Although TableVectorizer was initially designed to ingest dataframes and output arrays, sometimes users may prefer to output dataframes directly —e.g., to perform downstream Joiner/AggJoiner operations or even for debugging purposes.

This option is currently available with set_output(transform="pandas") via the SetOutputMixin inherited from TransformerMixin. However, most users won't know this option even exists.

Feature Description

Instead, I suggest adding a return_dataframe parameter to TableVectorizer's __init__ method.

  • It would be set to False by default
  • Setting it to True would run this snippet in fit_transform:
if self.return_dataframe:
    self.set_output(transform="pandas")

Alternative Solutions

Document the set_output method in skrub extensively. But having to use it is the kind of extra complexity people —above all beginners— complain about.

Additional Context

No response

Interesting idea!

I do see that there is an increasing dichotomy in skrub between relying on dataframes or arrays, so this is an important discussion.

This is due to the fact that we are somewhere in between projects like pandas and scikit-learn. That is, pipeline-wise, I usually see skrub as having dataframes as input (e.g. from pandas) and returns arrays (for scikit-learn) for machine learning. This is what is done by the TableVectorizer.

I would use then, and this is how it's currently done in the examples, Joiners as a step before TableVectorizer, which returns numerical arrays for scikit-learn models. In this case, no need for dataframes as output.

@jovan-stojanovic I see many use cases (including examples in the AggJoiner) where running TableVectorizer first is a must.

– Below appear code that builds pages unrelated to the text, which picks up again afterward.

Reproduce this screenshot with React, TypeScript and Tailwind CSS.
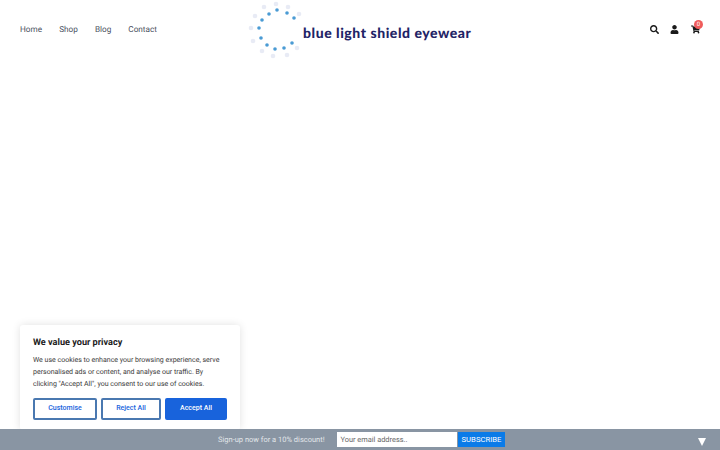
import { FaSearch, FaUser, FaShoppingCart } from "react-icons/fa";

const inner: [number, number][] = [[24,14],[32,10],[42,13],[49,18],[17,20],[14,28],[16,38],[22,45],[30,49],[39,48],[47,43]];
const outer: [number, number][] = [[31,4],[19,7],[43,7],[54,14],[10,16],[6,28],[8,41],[17,51],[28,56],[42,55],[52,48]];

function Logo() {
  return (
    <div className="flex items-center w-[222px] h-[60px] ml-[89px]">
      <svg width="60" height="60" viewBox="0 0 60 60" className="shrink-0">
        {outer.map(([x, y], i) => <circle key={i} cx={x} cy={y} r="2.3" fill="#e8ebf5" />)}
        {inner.map(([x, y], i) => <circle key={i} cx={x} cy={y} r="1.8" fill="#4a9bd4" />)}
      </svg>
      <span className="ml-[-2px] mt-[4px] whitespace-nowrap font-['Lato',sans-serif] font-black text-[14px] tracking-[0.55px] text-[#1f2466]">blue light shield eyewear</span>
    </div>
  );
}

export default function App() {
  return (
    <div className="relative h-[450px] w-[720px] overflow-hidden bg-white font-['Roboto',sans-serif] [text-rendering:geometricPrecision]">
      <header className="flex items-center h-[60px] pl-5 pr-[20px]">
        <nav className="flex w-[136px] gap-[17.1px] text-[8.2px] text-[#4a5060] whitespace-nowrap">
          <span>Home</span><span>Shop</span><span>Blog</span><span>Contact</span>
        </nav>
        <Logo />
        <div className="ml-auto flex items-center gap-[11px] mb-[1px] text-[#1a1a1a]">
          <FaSearch className="w-[9px] h-[9px]" />
          <FaUser className="w-[9px] h-[9px]" />
          <div className="relative ml-[1px]">
            <FaShoppingCart className="w-[9px] h-[9px]" />
            <span className="absolute -top-[5px] left-[3px] flex h-[9px] w-[9px] items-center justify-center rounded-full bg-[#ef5b5b] text-[6px] text-white">0</span>
          </div>
        </div>
      </header>

      <section className="absolute left-5 top-[325px] w-[220px] h-[105px] rounded-[3px] bg-white p-[13px] shadow-[0_0_8px_rgba(0,0,0,0.12)]">
        <h2 className="text-[9.14px] leading-[6px] font-bold text-[#212121] mt-[1.5px]">We value your privacy</h2>
        <p className="mt-[8.5px] text-[7.03px] leading-[12px] text-[#3a3a3a] whitespace-nowrap">
          We use cookies to enhance your browsing experience, serve<br />
          personalised ads or content, and analyse our traffic. By<br />
          clicking "Accept All", you consent to our use of cookies.
        </p>
        <div className="mt-[7.5px] flex gap-[4px] text-[7.03px] font-medium">
          <button className="w-[64px] h-[22px] rounded-[2px] border-2 border-[#4a78b0] text-[#1863dc]">Customise</button>
          <button className="w-[60px] h-[22px] rounded-[2px] border-2 border-[#4a78b0] text-[#1863dc]">Reject All</button>
          <button className="w-[62px] h-[22px] rounded-[2px] border-2 border-[#1863dc] bg-[#1863dc] text-white">Accept All</button>
        </div>
      </section>

      <footer className="absolute bottom-0 left-0 right-0 flex h-[21px] items-center bg-[#8995a3] pl-[218px]">
        <span className="w-[108px] text-[7.5px] text-[#e2e6ea] whitespace-nowrap">Sign-up now for a 10% discount!</span>
        <div className="ml-[11px] flex h-[15px] w-[120px] items-center bg-white pl-[3.5px] text-[7.4px] text-[#666]">Your email address..</div>
        <button className="ml-[1px] h-[15px] w-[47px] bg-[#0a7be8] text-[7.7px] text-white">SUBSCRIBE</button>
        <span className="ml-auto mr-[14px] mt-[4px] h-0 w-0 border-x-[4px] border-t-[8px] border-x-transparent border-t-white" />
      </footer>
    </div>
  );
}
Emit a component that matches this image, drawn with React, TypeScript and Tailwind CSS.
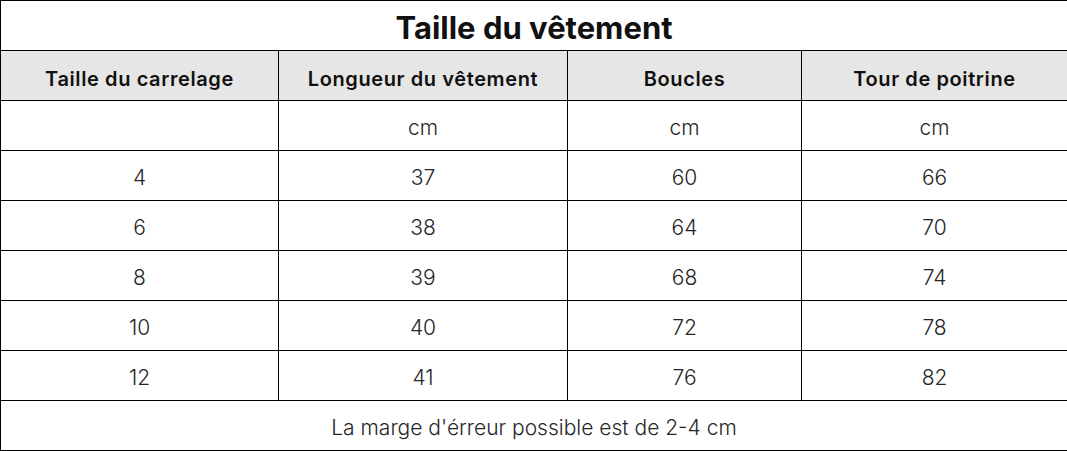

@GaelVaroquaux, I agree with you on the consistency with scikit-learn. I still think set_output is confusing for newcomers who won't catch it in the doc and an awful design pattern from user perspective, IMHO.

Let's close this issue, then.

Thanks for the precision. I hadn't all these elements in mind.

I have a huge bias toward the user side and will always promote stuff that eases the life of the regular data scientists. Ultimately, we do this for them. "User first and maintainers adapt" in some ways.